[INFORMATION SHOWN]
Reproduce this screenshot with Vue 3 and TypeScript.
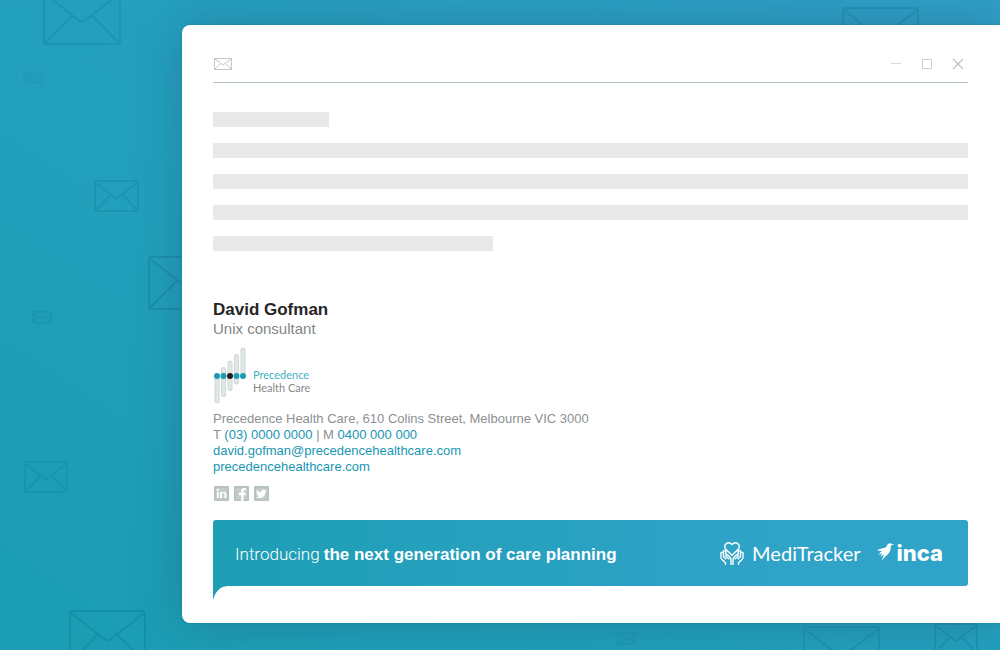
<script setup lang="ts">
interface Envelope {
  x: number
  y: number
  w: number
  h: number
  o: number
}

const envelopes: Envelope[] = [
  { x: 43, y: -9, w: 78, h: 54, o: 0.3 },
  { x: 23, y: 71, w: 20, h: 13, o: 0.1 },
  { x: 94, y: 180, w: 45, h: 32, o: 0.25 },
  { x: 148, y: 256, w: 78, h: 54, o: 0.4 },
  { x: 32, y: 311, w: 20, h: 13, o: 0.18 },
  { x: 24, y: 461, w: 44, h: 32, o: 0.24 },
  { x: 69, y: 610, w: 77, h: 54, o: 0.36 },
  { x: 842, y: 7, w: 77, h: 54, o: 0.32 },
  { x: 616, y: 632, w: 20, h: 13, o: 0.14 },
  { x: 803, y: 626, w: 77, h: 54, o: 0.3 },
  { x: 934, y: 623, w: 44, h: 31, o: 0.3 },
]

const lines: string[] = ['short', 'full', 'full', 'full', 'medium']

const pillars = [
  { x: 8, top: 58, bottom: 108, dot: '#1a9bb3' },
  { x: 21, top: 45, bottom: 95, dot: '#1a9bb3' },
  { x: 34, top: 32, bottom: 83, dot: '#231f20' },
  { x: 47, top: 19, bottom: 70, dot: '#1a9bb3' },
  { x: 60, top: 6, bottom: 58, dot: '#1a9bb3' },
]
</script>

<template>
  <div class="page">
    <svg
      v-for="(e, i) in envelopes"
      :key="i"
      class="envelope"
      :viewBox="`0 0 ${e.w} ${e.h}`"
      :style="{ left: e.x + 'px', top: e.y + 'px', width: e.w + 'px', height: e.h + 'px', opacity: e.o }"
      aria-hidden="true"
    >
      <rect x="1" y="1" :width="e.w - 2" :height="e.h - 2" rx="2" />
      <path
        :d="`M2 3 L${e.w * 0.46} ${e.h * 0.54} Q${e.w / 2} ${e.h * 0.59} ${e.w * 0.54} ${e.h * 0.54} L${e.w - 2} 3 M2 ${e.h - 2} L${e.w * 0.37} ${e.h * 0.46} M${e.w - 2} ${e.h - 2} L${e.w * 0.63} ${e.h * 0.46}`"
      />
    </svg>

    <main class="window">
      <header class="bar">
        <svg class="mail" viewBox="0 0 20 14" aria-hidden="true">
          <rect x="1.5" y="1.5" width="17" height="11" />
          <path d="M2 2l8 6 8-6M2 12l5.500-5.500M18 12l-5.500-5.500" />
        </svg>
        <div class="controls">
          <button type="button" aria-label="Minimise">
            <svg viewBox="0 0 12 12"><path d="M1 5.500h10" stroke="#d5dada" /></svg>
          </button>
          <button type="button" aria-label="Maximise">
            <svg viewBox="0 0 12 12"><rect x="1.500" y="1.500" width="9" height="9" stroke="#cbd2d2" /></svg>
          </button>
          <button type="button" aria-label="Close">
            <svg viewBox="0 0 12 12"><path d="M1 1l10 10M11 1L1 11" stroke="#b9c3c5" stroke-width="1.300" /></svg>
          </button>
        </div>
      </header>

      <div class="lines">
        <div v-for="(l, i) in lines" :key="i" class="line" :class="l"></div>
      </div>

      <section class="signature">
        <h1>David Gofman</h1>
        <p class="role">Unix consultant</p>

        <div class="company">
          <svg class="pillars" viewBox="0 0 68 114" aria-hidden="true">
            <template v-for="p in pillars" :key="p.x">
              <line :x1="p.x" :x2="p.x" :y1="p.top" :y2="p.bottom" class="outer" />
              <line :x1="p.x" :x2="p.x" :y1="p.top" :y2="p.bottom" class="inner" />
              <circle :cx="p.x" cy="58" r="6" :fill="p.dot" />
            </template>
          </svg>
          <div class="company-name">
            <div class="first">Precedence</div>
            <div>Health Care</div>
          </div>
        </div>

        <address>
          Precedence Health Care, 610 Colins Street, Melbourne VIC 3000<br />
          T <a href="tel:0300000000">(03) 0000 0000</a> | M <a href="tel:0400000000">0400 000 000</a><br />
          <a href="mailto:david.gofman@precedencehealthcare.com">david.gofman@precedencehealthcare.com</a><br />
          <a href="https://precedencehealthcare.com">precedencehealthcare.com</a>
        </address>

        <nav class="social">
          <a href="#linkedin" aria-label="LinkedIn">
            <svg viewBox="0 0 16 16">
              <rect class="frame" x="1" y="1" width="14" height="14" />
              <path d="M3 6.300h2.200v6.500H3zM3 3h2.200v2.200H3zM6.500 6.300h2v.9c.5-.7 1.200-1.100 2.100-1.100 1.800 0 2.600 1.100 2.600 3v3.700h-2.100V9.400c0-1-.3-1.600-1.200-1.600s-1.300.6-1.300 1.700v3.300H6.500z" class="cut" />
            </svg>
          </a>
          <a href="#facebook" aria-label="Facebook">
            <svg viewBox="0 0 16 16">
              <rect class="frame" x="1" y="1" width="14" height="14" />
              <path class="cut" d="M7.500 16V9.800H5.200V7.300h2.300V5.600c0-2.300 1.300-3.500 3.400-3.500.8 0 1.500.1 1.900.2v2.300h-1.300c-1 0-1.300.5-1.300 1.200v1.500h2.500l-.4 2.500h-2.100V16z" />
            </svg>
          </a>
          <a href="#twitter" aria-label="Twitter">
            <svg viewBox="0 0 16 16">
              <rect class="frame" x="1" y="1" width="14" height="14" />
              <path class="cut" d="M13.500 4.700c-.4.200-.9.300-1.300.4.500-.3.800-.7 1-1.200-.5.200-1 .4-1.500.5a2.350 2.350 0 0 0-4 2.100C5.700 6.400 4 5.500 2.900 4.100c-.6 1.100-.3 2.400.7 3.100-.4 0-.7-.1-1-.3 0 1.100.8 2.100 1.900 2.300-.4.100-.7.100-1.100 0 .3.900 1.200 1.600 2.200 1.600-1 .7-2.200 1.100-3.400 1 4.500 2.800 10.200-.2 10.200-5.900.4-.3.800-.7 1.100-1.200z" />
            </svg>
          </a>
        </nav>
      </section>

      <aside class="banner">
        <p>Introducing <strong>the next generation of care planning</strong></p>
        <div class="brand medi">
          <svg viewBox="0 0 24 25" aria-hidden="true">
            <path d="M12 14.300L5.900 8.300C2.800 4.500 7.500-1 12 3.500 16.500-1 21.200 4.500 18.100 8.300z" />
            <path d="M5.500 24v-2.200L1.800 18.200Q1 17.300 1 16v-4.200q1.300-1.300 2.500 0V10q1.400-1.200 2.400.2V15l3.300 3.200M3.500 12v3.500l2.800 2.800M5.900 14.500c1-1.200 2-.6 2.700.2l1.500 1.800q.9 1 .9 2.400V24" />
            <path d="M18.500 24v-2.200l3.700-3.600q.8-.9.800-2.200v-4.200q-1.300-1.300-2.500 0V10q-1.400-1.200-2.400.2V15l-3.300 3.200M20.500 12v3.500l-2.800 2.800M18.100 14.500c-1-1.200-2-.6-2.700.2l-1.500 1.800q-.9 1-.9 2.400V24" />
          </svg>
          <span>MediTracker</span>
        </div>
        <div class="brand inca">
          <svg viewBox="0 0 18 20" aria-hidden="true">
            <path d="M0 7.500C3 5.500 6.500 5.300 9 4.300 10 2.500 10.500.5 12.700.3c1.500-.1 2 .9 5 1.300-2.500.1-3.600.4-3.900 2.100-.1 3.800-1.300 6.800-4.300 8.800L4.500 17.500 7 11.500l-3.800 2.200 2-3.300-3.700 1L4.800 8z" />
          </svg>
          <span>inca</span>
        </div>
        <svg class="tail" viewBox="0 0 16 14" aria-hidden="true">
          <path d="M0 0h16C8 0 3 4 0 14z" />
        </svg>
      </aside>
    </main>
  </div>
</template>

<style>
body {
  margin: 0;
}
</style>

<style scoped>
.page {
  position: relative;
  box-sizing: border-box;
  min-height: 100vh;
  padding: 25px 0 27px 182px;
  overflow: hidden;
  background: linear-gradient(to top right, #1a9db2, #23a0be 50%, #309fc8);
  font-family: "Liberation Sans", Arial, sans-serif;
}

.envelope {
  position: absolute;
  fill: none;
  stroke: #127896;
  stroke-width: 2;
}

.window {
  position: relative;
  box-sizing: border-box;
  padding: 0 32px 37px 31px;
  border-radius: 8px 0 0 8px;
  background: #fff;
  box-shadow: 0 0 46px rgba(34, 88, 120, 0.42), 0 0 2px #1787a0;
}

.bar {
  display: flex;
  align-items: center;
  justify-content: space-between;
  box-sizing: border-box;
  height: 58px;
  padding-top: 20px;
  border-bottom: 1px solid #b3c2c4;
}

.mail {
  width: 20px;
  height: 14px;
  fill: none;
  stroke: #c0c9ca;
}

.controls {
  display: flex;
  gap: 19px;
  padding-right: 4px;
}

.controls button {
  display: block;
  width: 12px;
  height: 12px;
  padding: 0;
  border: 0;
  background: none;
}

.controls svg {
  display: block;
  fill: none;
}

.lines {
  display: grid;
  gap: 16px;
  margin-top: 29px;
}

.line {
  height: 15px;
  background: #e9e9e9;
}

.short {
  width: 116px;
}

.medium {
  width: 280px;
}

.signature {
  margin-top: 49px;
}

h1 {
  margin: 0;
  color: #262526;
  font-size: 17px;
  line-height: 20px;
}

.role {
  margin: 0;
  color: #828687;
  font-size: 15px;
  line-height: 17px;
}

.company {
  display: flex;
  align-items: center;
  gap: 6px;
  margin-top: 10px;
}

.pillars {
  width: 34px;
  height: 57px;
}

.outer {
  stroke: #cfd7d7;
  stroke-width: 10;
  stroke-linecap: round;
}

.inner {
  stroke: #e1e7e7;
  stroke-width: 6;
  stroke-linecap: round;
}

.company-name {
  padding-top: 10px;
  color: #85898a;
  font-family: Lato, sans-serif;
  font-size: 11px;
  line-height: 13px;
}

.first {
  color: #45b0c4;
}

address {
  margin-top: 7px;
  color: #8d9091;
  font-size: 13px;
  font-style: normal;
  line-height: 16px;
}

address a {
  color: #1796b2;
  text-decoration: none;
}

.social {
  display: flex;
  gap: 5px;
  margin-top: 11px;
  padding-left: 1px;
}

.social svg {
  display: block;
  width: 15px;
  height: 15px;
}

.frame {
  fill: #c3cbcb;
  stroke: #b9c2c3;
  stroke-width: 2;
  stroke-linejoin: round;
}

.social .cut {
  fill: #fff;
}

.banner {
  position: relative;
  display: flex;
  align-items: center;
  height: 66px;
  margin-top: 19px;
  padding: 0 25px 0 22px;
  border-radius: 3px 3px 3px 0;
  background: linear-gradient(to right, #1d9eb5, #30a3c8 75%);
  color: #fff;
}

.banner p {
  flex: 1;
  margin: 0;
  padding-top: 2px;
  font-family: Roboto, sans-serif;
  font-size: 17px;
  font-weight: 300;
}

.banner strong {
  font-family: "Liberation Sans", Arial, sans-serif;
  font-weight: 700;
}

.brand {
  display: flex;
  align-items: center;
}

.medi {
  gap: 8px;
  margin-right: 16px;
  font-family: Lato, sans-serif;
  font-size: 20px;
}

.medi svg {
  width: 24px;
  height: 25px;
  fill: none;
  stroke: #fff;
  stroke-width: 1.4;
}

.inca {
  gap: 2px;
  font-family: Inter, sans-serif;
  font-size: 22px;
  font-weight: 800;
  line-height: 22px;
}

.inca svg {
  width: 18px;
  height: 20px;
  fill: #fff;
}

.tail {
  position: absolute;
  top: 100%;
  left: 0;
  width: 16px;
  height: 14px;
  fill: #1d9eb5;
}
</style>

[STATED EXERCISE] Return only the lines from the start of the data through the line that contains "const lines: string[]", please, copying them exactly and omitting all pictures.

[PROBLEM SOLUTION]
Reproduce this screenshot with Vue 3 and TypeScript.
<script setup lang="ts">
interface Envelope {
  x: number
  y: number
  w: number
  h: number
  o: number
}

const envelopes: Envelope[] = [
  { x: 43, y: -9, w: 78, h: 54, o: 0.3 },
  { x: 23, y: 71, w: 20, h: 13, o: 0.1 },
  { x: 94, y: 180, w: 45, h: 32, o: 0.25 },
  { x: 148, y: 256, w: 78, h: 54, o: 0.4 },
  { x: 32, y: 311, w: 20, h: 13, o: 0.18 },
  { x: 24, y: 461, w: 44, h: 32, o: 0.24 },
  { x: 69, y: 610, w: 77, h: 54, o: 0.36 },
  { x: 842, y: 7, w: 77, h: 54, o: 0.32 },
  { x: 616, y: 632, w: 20, h: 13, o: 0.14 },
  { x: 803, y: 626, w: 77, h: 54, o: 0.3 },
  { x: 934, y: 623, w: 44, h: 31, o: 0.3 },
]

const lines: string[] = ['short', 'full', 'full', 'full', 'medium']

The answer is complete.